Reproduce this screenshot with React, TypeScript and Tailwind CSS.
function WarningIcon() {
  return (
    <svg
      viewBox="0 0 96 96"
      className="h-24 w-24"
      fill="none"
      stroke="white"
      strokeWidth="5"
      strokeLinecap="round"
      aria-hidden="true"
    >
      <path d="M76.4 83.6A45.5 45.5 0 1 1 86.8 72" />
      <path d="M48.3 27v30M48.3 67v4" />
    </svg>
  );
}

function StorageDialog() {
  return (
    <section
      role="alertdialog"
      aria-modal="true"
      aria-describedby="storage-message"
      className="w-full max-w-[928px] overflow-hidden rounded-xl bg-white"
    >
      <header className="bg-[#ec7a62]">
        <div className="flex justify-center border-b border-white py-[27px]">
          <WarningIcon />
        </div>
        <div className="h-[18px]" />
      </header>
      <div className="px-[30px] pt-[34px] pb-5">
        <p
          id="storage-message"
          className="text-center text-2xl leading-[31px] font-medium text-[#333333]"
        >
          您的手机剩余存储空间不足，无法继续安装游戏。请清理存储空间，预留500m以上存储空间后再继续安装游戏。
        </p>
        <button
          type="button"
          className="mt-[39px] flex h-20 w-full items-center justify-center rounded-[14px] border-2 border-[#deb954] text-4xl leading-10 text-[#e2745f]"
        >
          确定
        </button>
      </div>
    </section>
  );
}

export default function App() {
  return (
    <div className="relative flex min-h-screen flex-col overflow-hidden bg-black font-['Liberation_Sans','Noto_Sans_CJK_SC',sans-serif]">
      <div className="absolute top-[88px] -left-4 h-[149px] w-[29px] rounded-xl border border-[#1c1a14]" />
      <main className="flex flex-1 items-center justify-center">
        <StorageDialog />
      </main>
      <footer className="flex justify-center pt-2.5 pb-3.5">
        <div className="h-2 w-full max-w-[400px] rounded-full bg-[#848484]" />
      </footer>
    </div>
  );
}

### Do this:
From the listing above, extract every line exactly as it stands.

### The reply:
Reproduce this screenshot with React, TypeScript and Tailwind CSS.
function WarningIcon() {
  return (
    <svg
      viewBox="0 0 96 96"
      className="h-24 w-24"
      fill="none"
      stroke="white"
      strokeWidth="5"
      strokeLinecap="round"
      aria-hidden="true"
    >
      <path d="M76.4 83.6A45.5 45.5 0 1 1 86.8 72" />
      <path d="M48.3 27v30M48.3 67v4" />
    </svg>
  );
}

function StorageDialog() {
  return (
    <section
      role="alertdialog"
      aria-modal="true"
      aria-describedby="storage-message"
      className="w-full max-w-[928px] overflow-hidden rounded-xl bg-white"
    >
      <header className="bg-[#ec7a62]">
        <div className="flex justify-center border-b border-white py-[27px]">
          <WarningIcon />
        </div>
        <div className="h-[18px]" />
      </header>
      <div className="px-[30px] pt-[34px] pb-5">
        <p
          id="storage-message"
          className="text-center text-2xl leading-[31px] font-medium text-[#333333]"
        >
          您的手机剩余存储空间不足，无法继续安装游戏。请清理存储空间，预留500m以上存储空间后再继续安装游戏。
        </p>
        <button
          type="button"
          className="mt-[39px] flex h-20 w-full items-center justify-center rounded-[14px] border-2 border-[#deb954] text-4xl leading-10 text-[#e2745f]"
        >
          确定
        </button>
      </div>
    </section>
  );
}

export default function App() {
  return (
    <div className="relative flex min-h-screen flex-col overflow-hidden bg-black font-['Liberation_Sans','Noto_Sans_CJK_SC',sans-serif]">
      <div className="absolute top-[88px] -left-4 h-[149px] w-[29px] rounded-xl border border-[#1c1a14]" />
      <main className="flex flex-1 items-center justify-center">
        <StorageDialog />
      </main>
      <footer className="flex justify-center pt-2.5 pb-3.5">
        <div className="h-2 w-full max-w-[400px] rounded-full bg-[#848484]" />
      </footer>
    </div>
  );
}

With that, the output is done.